Does that mean I like every single scene, every single episode? Of course not. But on the whole? I’ve loved the show enough that I assume when I sit down to watch that I’m going to enjoy doing so. And if I don’t? If I’m disappointed? I’ll wait and watch again the next week.
But – and this is important – those expectations are of a general, not specific, nature. A few weeks ago I wrote about what I expected to see in the gambling arc, and the show didn’t fail me on a single point. But notice the lack of detail: I didn’t list any specifics, because I was content to let the them surprise me with how it all worked out.
And honestly, that scene where Booth’s in the interrogation room with the daughter of the victim in The Woman in the Whirlpool, and has his epiphany? I could never in a million years have articulated wanting that scene. Ditto how I felt during the diner scene of The Life in the Light. But both are now favorite show moments.
That’s how I view the episodes: I don’t think in terms of ‘I require this to be happy,’ or ‘that makes the perfect episode.’ I just watch and then it either works for me, or it doesn’t. And mostly it does, and I don’t think that’s a coincidence.
So if you’d asked me a week ago what I wanted/expected to see in a show finale, what would I have said? This, I think, as a minimum: Booth and Brennan, obviously together and solid, with some indication of what would happen next in the lives of the characters and, hopefully, moments between at least some of them reflecting on what they mean to one another.
Would I have wanted Booth and Brennan to be ‘happy’? Not necessarily, because borrowing something Brennan might say, happy is vague, and I’m not sure what it even means. Completely happy with their lives, where nothing bad could ever happen? Happy to be together? Happy in a general way for that one moment in time?
I think they love being together as a couple, but I don’t think they’ve been cloud nine happy for years, if ever, apart from the wedding. I wouldn’t say that they’ve been unhappy, exactly, apart from obvious story arcs, but I think life has changed them and even their view of happiness is perhaps different from what it was once.
That said, I think they were a type of happy, and relieved, and full of love, when Brennan said ‘I think you should stay the night with me,’ at the end of Life; I think they were happy at the realization that they could walk away from corpses and danger and just, ‘have the baby, and live our lives.’
In other words, the people they were in this finale felt pretty much in line to me with who we’ve seen them be for several seasons now, and I wouldn’t have wanted them suddenly to be different, just because it was the end of the show.
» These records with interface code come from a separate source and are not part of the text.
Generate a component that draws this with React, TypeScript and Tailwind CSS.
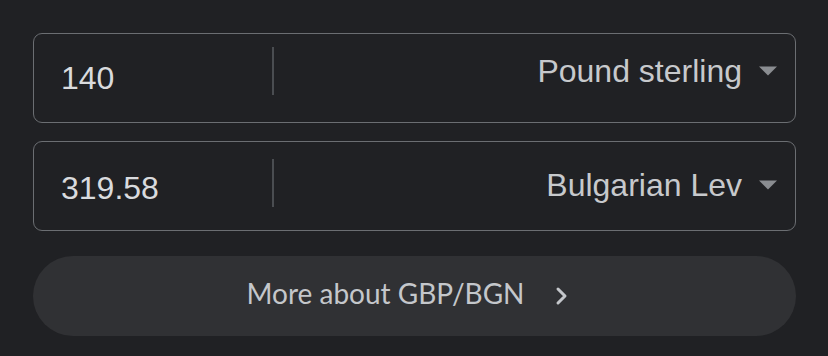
import React from "react";

function Row({
  value,
  currency,
  valuePt,
  dividerMt,
  rightPt,
}: {
  value: string;
  currency: string;
  valuePt: string;
  dividerMt: string;
  rightPt: string;
}) {
  return (
    <div className="flex h-[90px] items-start rounded-[9px] border-[1.5px] border-[#6b6e72] bg-[#202124]">
      <div className={`flex w-[238px] items-start pl-[27px] text-[32px] leading-none text-[#d9dbde] ${valuePt}`}>
        {value}
      </div>
      <div className={`h-[48px] w-[2px] bg-[#4a4d51] ${dividerMt}`} />
      <div className={`flex flex-1 items-start justify-end pr-[17px] ${rightPt}`}>
        <span className="text-[32px] leading-none text-[#c7c9cc]">{currency}</span>
        <svg width="20" height="10" viewBox="0 0 20 10" className="ml-[16px] mt-[11px]">
          <polygon points="1,0.5 19,0.5 10,9.5" fill="#8a8d91" />
        </svg>
      </div>
    </div>
  );
}

export default function App() {
  return (
    <div
      className="h-[356px] w-[828px] bg-[#202124] pl-[33px] pr-[32px] pt-[33px]"
      style={{ fontFamily: '"Liberation Sans", Arial, sans-serif' }}
    >
      <div className="flex flex-col gap-[18px]">
        <Row value="140" currency="Pound sterling" valuePt="pt-[28px]" dividerMt="mt-[13px]" rightPt="pt-[21px]" />
        <Row value="319.58" currency="Bulgarian Lev" valuePt="pt-[30px]" dividerMt="mt-[17px]" rightPt="pt-[27px]" />
      </div>
      <div className="mt-[25px] flex h-[80px] items-center justify-center rounded-full bg-[#303134] pr-[14px] text-[#c4c7cb]">
        <span
          className="mb-[6px] text-[28px] leading-none"
          style={{ fontFamily: 'Lato, "Open Sans", sans-serif' }}
        >
          More about GBP/BGN
        </span>
        <svg width="14" height="20" viewBox="0 0 14 20" className="ml-[30px]">
          <path d="M3 3 L10 10 L3 17" fill="none" stroke="#c4c7cb" strokeWidth="3" strokeLinecap="round" strokeLinejoin="round" />
        </svg>
      </div>
    </div>
  );
}
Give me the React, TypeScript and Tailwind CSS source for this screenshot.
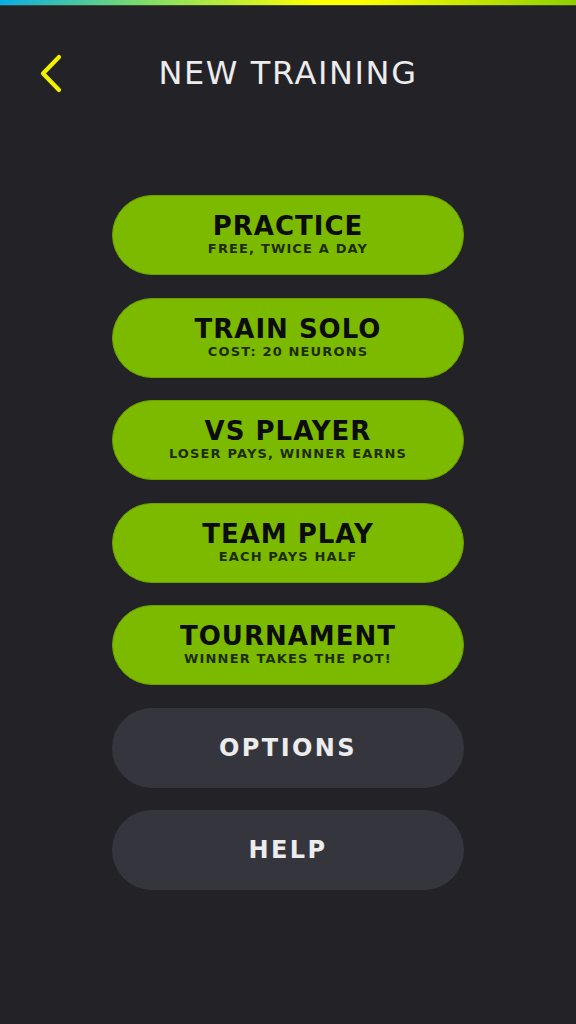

So, yes, I think the season finale would have worked for me as a show finale, in an emergency, if the renewal had fallen through at the last moment. But it’s more complicated than that because I don’t think this is what we would have gotten if they’d known from the beginning of the season that it would be a show finale. It left some things unsettled, and I think it had to do so, to allow for S11.
I’ve got a theory: We watched this looking for something concrete in the plot that would be where they left the door open for S11, but I think perhaps it was more the tone of the episode that did that. Watching The Next in the Last, perhaps we’re not supposed to be completely satisfied.
Also? I think something else that factored into that is that this wasn’t the story a lot of people thought it should be: it wasn’t Booth and Brennan coming to the realization that it was time to do something different; rather, it was the consequences and implementation of that decision. The actual deciding happened off-screen and worked (well, for me, at least) because it was a logical consequence of what they’ve gone through.
But I wonder… Pretend with me for a moment that season ten was always going to the final season, and they knew it, right from the beginning: What if they’d had an episode between The Light in the Life and the finale, where we got to see Booth and Brennan realizing that they couldn’t just go back to the way they had been?
If we’d seen that story as the penultimate episode, followed by the finale where they’re solving their final case while sharing their decision, saying goodbye, and making certain the squinterns are ready to take over…would that have felt more satisfying to people who didn’t like the story as it actually unfolded, at least as a show finale?
Maybe. Possibly. Depending on the individual and what they didn’t like about the episode as a finale, of course. But – and here’s the ah-hah of the piece – if that scenario had played out, if this had worked as the perfect show finale for everyone, would S11 have felt less necessary as a result? On a story and/or emotional level?
I think it might have, for me. I would always have still wanted another season, because, well, Bones. And I think this worked as a in-the-case-of-emergency-break-glass finale, should the expected renewal have not happened. (Certainly better than a cliffhanger would have.)
But things don’t feel completely finished to me, and I think that’s a good thing, if not outright necessary, as we head into S11.